• _Data block_
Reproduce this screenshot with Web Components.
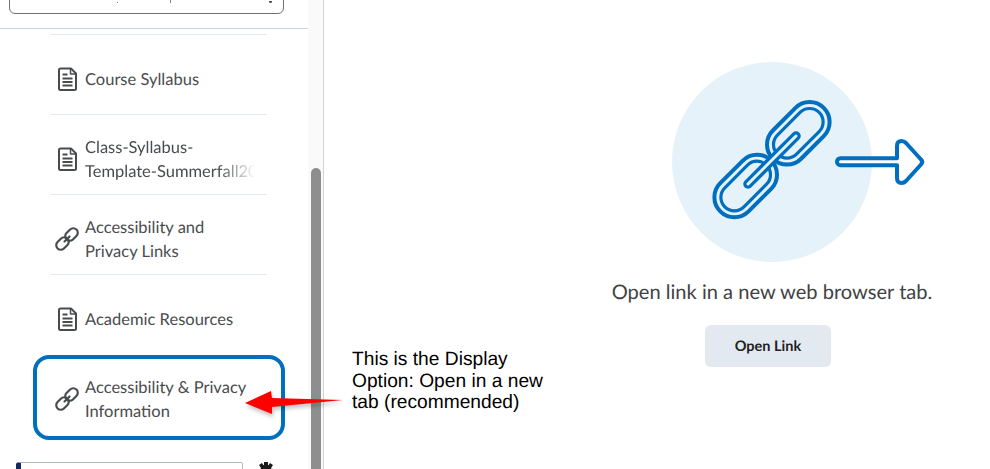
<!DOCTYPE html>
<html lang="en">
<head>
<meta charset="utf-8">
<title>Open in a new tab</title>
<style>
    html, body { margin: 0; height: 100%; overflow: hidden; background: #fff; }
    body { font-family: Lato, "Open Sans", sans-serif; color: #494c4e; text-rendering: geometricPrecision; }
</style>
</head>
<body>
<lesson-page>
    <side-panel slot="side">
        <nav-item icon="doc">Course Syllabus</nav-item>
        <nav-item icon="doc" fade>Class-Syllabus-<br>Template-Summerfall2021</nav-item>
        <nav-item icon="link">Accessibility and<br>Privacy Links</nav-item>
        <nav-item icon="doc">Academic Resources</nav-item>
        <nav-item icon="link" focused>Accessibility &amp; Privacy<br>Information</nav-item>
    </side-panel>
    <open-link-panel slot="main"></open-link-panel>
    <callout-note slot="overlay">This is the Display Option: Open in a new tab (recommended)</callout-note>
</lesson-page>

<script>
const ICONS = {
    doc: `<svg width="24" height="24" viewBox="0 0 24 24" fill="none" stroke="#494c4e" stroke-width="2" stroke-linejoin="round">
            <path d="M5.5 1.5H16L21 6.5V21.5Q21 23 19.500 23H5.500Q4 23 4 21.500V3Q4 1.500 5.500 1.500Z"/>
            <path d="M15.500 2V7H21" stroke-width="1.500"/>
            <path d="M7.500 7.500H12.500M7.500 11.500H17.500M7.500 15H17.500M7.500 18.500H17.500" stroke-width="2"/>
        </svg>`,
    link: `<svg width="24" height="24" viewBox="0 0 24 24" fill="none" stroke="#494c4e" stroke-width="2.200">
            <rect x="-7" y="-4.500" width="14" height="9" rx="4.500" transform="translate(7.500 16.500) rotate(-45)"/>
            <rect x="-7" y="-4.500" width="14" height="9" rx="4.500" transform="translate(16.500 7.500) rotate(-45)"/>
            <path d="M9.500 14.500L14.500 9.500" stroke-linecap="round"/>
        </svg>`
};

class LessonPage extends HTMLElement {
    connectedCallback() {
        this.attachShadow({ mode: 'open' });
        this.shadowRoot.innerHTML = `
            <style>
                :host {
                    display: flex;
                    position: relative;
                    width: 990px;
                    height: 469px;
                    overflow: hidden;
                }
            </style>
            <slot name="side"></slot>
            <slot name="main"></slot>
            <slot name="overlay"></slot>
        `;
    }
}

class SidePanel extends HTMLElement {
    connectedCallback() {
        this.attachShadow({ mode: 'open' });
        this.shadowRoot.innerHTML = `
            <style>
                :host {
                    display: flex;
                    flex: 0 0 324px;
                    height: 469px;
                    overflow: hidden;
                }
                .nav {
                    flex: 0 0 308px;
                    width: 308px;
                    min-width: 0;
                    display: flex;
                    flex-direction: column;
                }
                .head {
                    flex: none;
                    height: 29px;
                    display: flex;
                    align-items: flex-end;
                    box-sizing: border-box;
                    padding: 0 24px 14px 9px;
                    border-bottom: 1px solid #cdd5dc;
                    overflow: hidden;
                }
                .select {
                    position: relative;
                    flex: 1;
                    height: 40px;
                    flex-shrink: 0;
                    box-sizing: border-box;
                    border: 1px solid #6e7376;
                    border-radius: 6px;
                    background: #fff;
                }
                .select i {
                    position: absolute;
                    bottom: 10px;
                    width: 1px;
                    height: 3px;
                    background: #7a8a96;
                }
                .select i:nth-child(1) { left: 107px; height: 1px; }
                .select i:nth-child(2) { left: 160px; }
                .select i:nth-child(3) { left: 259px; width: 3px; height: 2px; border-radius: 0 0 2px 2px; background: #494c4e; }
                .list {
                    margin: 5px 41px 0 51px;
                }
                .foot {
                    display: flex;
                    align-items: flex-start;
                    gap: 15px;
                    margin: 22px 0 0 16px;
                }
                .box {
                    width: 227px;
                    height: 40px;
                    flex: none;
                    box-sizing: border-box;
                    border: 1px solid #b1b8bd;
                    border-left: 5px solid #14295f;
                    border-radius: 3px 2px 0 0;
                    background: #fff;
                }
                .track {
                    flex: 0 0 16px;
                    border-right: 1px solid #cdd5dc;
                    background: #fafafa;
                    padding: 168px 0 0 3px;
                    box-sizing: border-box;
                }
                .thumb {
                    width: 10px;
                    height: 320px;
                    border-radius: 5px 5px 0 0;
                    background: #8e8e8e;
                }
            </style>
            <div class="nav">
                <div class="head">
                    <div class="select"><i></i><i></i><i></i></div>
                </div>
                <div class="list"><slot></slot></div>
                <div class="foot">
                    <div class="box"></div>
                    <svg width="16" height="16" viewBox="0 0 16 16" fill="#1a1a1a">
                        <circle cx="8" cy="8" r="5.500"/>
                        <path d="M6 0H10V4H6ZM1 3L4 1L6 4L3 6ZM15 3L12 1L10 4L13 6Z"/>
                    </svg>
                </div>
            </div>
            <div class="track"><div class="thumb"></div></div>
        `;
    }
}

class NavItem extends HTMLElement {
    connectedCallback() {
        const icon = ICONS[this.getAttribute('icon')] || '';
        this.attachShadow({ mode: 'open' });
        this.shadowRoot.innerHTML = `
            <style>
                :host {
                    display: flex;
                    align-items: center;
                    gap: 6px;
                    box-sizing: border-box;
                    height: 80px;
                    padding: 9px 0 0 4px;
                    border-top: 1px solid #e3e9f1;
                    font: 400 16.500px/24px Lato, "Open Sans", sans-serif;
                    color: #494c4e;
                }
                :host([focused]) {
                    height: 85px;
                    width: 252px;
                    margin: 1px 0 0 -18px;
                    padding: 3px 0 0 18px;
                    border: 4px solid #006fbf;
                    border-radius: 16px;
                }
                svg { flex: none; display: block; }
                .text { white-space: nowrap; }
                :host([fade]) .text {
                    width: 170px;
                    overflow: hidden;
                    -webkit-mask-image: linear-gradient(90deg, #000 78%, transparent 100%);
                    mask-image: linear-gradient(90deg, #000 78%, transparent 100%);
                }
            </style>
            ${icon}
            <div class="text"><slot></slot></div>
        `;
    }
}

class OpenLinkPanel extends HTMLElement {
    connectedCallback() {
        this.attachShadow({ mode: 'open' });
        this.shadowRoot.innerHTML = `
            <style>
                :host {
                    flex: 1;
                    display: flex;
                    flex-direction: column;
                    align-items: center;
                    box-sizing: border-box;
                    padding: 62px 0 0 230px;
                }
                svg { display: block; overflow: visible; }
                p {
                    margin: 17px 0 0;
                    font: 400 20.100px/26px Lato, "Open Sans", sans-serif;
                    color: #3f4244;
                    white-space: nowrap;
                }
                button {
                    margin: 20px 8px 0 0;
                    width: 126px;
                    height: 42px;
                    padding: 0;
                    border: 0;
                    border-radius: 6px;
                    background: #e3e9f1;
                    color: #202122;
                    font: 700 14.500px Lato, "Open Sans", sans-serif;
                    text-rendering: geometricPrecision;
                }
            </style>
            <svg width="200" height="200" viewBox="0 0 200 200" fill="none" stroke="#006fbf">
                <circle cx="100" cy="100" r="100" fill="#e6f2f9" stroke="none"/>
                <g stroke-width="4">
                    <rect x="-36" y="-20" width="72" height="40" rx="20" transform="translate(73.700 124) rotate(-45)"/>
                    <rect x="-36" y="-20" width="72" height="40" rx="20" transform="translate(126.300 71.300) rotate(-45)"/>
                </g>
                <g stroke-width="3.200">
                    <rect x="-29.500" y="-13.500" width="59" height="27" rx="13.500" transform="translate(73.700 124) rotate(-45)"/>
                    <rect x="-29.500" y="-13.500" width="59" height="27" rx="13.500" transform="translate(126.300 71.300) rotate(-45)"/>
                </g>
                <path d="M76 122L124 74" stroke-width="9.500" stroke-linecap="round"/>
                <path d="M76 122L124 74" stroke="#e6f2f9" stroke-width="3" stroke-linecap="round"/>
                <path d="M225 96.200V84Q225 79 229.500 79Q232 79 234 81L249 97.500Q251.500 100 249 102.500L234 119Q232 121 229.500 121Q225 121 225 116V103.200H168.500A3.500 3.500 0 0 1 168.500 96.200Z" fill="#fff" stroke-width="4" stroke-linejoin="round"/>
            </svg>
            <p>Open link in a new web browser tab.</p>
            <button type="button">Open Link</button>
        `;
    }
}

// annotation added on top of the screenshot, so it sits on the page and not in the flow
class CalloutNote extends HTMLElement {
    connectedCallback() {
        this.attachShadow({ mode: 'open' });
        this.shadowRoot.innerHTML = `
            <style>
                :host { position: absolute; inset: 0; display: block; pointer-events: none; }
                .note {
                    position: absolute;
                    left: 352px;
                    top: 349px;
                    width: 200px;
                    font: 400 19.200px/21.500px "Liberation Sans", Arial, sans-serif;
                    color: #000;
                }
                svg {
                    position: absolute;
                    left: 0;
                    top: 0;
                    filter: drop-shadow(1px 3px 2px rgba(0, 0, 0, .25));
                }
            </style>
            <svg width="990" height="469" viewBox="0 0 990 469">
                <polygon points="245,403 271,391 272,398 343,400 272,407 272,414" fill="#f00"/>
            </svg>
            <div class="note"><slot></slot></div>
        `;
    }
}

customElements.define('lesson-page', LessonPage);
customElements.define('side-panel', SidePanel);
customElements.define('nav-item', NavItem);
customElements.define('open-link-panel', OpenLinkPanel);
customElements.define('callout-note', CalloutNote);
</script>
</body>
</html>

• _Instruction_
Restate each line from the start of the listing through the line bearing "</lesson-page>" word for word. Drop the pictures.

• _Correct output_
Reproduce this screenshot with Web Components.
<!DOCTYPE html>
<html lang="en">
<head>
<meta charset="utf-8">
<title>Open in a new tab</title>
<style>
    html, body { margin: 0; height: 100%; overflow: hidden; background: #fff; }
    body { font-family: Lato, "Open Sans", sans-serif; color: #494c4e; text-rendering: geometricPrecision; }
</style>
</head>
<body>
<lesson-page>
    <side-panel slot="side">
        <nav-item icon="doc">Course Syllabus</nav-item>
        <nav-item icon="doc" fade>Class-Syllabus-<br>Template-Summerfall2021</nav-item>
        <nav-item icon="link">Accessibility and<br>Privacy Links</nav-item>
        <nav-item icon="doc">Academic Resources</nav-item>
        <nav-item icon="link" focused>Accessibility &amp; Privacy<br>Information</nav-item>
    </side-panel>
    <open-link-panel slot="main"></open-link-panel>
    <callout-note slot="overlay">This is the Display Option: Open in a new tab (recommended)</callout-note>
</lesson-page>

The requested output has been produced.